Start of GIVEN INFORMATION

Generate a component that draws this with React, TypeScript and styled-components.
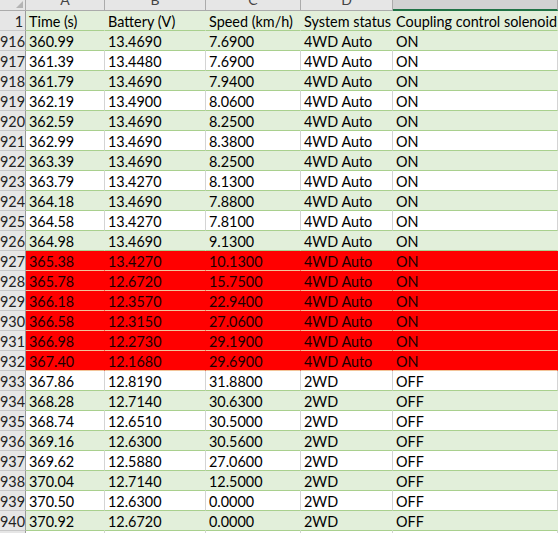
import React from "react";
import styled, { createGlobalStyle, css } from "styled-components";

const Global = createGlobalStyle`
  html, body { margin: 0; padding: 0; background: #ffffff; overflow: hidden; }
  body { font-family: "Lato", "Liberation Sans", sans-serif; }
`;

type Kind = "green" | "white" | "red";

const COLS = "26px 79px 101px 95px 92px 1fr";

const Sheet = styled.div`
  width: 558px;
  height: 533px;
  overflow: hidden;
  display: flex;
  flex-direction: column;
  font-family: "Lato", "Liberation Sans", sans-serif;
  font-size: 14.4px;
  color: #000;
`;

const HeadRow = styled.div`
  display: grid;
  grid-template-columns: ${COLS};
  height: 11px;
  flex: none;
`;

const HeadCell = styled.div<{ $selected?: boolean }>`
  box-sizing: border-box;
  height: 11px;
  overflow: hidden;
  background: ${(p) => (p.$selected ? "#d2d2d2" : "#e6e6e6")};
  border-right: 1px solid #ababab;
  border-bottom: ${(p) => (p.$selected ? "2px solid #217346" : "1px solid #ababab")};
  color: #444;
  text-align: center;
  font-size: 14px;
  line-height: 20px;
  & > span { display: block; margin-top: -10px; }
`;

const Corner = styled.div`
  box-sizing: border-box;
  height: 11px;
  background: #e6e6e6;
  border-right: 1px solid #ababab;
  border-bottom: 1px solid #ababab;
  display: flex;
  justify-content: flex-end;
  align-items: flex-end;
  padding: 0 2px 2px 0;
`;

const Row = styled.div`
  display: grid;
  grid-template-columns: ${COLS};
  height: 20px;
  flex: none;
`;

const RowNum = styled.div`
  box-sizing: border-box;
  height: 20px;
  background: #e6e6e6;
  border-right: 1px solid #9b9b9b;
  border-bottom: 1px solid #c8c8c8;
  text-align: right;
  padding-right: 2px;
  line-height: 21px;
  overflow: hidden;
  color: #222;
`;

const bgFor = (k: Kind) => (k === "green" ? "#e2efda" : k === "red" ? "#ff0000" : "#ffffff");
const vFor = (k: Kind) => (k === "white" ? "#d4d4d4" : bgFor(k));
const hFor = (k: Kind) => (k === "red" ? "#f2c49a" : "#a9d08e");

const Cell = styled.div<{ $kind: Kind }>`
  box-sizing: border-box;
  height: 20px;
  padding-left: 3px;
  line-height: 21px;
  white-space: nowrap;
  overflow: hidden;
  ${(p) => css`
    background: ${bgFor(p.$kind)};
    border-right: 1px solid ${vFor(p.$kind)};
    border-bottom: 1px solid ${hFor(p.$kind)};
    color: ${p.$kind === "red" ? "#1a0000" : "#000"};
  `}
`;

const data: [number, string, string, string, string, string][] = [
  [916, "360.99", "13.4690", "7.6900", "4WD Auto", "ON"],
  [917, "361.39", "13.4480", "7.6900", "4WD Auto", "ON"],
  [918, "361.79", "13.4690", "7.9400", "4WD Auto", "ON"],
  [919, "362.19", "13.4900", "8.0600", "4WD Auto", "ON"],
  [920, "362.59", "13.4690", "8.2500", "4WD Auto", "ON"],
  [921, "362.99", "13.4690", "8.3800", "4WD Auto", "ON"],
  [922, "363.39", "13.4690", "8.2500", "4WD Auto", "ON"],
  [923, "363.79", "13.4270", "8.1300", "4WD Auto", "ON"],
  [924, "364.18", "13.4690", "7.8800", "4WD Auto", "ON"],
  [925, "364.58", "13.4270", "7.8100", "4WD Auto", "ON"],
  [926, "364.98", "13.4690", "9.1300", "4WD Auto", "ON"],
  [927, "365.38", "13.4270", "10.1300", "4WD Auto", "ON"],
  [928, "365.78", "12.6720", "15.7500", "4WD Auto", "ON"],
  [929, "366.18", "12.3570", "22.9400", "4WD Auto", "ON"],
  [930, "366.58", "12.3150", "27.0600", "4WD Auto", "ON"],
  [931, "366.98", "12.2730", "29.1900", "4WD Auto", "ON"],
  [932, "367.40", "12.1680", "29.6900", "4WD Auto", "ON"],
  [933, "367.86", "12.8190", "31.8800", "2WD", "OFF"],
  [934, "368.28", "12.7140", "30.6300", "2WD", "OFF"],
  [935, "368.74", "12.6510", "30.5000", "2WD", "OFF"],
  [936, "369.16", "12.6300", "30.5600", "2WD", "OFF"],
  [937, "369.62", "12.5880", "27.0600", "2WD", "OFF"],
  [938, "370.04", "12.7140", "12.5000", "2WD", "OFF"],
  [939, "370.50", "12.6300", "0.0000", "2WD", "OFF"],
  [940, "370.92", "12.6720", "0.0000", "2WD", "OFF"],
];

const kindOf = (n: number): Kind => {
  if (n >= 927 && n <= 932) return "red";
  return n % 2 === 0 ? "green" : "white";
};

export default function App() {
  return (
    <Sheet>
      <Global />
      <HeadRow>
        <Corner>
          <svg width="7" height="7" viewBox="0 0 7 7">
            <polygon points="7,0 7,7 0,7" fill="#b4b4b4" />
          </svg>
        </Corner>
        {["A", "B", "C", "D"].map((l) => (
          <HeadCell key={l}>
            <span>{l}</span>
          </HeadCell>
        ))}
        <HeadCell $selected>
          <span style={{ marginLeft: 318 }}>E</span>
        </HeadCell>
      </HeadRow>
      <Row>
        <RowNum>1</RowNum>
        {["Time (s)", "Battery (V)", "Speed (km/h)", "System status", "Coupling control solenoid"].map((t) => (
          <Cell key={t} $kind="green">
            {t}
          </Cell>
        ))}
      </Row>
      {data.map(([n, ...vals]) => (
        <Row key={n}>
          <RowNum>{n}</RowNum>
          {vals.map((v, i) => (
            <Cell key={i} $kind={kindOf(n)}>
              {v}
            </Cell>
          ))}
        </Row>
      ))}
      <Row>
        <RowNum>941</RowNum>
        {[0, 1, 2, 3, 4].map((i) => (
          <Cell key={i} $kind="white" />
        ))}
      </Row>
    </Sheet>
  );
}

End of GIVEN INFORMATION

> **EXERCISE GOAL**: Transcribe the preceding listing in its entirety and with exact wording, leaving out pictures.

> **FULL SOLUTION**:
Generate a component that draws this with React, TypeScript and styled-components.
import React from "react";
import styled, { createGlobalStyle, css } from "styled-components";

const Global = createGlobalStyle`
  html, body { margin: 0; padding: 0; background: #ffffff; overflow: hidden; }
  body { font-family: "Lato", "Liberation Sans", sans-serif; }
`;

type Kind = "green" | "white" | "red";

const COLS = "26px 79px 101px 95px 92px 1fr";

const Sheet = styled.div`
  width: 558px;
  height: 533px;
  overflow: hidden;
  display: flex;
  flex-direction: column;
  font-family: "Lato", "Liberation Sans", sans-serif;
  font-size: 14.4px;
  color: #000;
`;

const HeadRow = styled.div`
  display: grid;
  grid-template-columns: ${COLS};
  height: 11px;
  flex: none;
`;

const HeadCell = styled.div<{ $selected?: boolean }>`
  box-sizing: border-box;
  height: 11px;
  overflow: hidden;
  background: ${(p) => (p.$selected ? "#d2d2d2" : "#e6e6e6")};
  border-right: 1px solid #ababab;
  border-bottom: ${(p) => (p.$selected ? "2px solid #217346" : "1px solid #ababab")};
  color: #444;
  text-align: center;
  font-size: 14px;
  line-height: 20px;
  & > span { display: block; margin-top: -10px; }
`;

const Corner = styled.div`
  box-sizing: border-box;
  height: 11px;
  background: #e6e6e6;
  border-right: 1px solid #ababab;
  border-bottom: 1px solid #ababab;
  display: flex;
  justify-content: flex-end;
  align-items: flex-end;
  padding: 0 2px 2px 0;
`;

const Row = styled.div`
  display: grid;
  grid-template-columns: ${COLS};
  height: 20px;
  flex: none;
`;

const RowNum = styled.div`
  box-sizing: border-box;
  height: 20px;
  background: #e6e6e6;
  border-right: 1px solid #9b9b9b;
  border-bottom: 1px solid #c8c8c8;
  text-align: right;
  padding-right: 2px;
  line-height: 21px;
  overflow: hidden;
  color: #222;
`;

const bgFor = (k: Kind) => (k === "green" ? "#e2efda" : k === "red" ? "#ff0000" : "#ffffff");
const vFor = (k: Kind) => (k === "white" ? "#d4d4d4" : bgFor(k));
const hFor = (k: Kind) => (k === "red" ? "#f2c49a" : "#a9d08e");

const Cell = styled.div<{ $kind: Kind }>`
  box-sizing: border-box;
  height: 20px;
  padding-left: 3px;
  line-height: 21px;
  white-space: nowrap;
  overflow: hidden;
  ${(p) => css`
    background: ${bgFor(p.$kind)};
    border-right: 1px solid ${vFor(p.$kind)};
    border-bottom: 1px solid ${hFor(p.$kind)};
    color: ${p.$kind === "red" ? "#1a0000" : "#000"};
  `}
`;

const data: [number, string, string, string, string, string][] = [
  [916, "360.99", "13.4690", "7.6900", "4WD Auto", "ON"],
  [917, "361.39", "13.4480", "7.6900", "4WD Auto", "ON"],
  [918, "361.79", "13.4690", "7.9400", "4WD Auto", "ON"],
  [919, "362.19", "13.4900", "8.0600", "4WD Auto", "ON"],
  [920, "362.59", "13.4690", "8.2500", "4WD Auto", "ON"],
  [921, "362.99", "13.4690", "8.3800", "4WD Auto", "ON"],
  [922, "363.39", "13.4690", "8.2500", "4WD Auto", "ON"],
  [923, "363.79", "13.4270", "8.1300", "4WD Auto", "ON"],
  [924, "364.18", "13.4690", "7.8800", "4WD Auto", "ON"],
  [925, "364.58", "13.4270", "7.8100", "4WD Auto", "ON"],
  [926, "364.98", "13.4690", "9.1300", "4WD Auto", "ON"],
  [927, "365.38", "13.4270", "10.1300", "4WD Auto", "ON"],
  [928, "365.78", "12.6720", "15.7500", "4WD Auto", "ON"],
  [929, "366.18", "12.3570", "22.9400", "4WD Auto", "ON"],
  [930, "366.58", "12.3150", "27.0600", "4WD Auto", "ON"],
  [931, "366.98", "12.2730", "29.1900", "4WD Auto", "ON"],
  [932, "367.40", "12.1680", "29.6900", "4WD Auto", "ON"],
  [933, "367.86", "12.8190", "31.8800", "2WD", "OFF"],
  [934, "368.28", "12.7140", "30.6300", "2WD", "OFF"],
  [935, "368.74", "12.6510", "30.5000", "2WD", "OFF"],
  [936, "369.16", "12.6300", "30.5600", "2WD", "OFF"],
  [937, "369.62", "12.5880", "27.0600", "2WD", "OFF"],
  [938, "370.04", "12.7140", "12.5000", "2WD", "OFF"],
  [939, "370.50", "12.6300", "0.0000", "2WD", "OFF"],
  [940, "370.92", "12.6720", "0.0000", "2WD", "OFF"],
];

const kindOf = (n: number): Kind => {
  if (n >= 927 && n <= 932) return "red";
  return n % 2 === 0 ? "green" : "white";
};

export default function App() {
  return (
    <Sheet>
      <Global />
      <HeadRow>
        <Corner>
          <svg width="7" height="7" viewBox="0 0 7 7">
            <polygon points="7,0 7,7 0,7" fill="#b4b4b4" />
          </svg>
        </Corner>
        {["A", "B", "C", "D"].map((l) => (
          <HeadCell key={l}>
            <span>{l}</span>
          </HeadCell>
        ))}
        <HeadCell $selected>
          <span style={{ marginLeft: 318 }}>E</span>
        </HeadCell>
      </HeadRow>
      <Row>
        <RowNum>1</RowNum>
        {["Time (s)", "Battery (V)", "Speed (km/h)", "System status", "Coupling control solenoid"].map((t) => (
          <Cell key={t} $kind="green">
            {t}
          </Cell>
        ))}
      </Row>
      {data.map(([n, ...vals]) => (
        <Row key={n}>
          <RowNum>{n}</RowNum>
          {vals.map((v, i) => (
            <Cell key={i} $kind={kindOf(n)}>
              {v}
            </Cell>
          ))}
        </Row>
      ))}
      <Row>
        <RowNum>941</RowNum>
        {[0, 1, 2, 3, 4].map((i) => (
          <Cell key={i} $kind="white" />
        ))}
      </Row>
    </Sheet>
  );
}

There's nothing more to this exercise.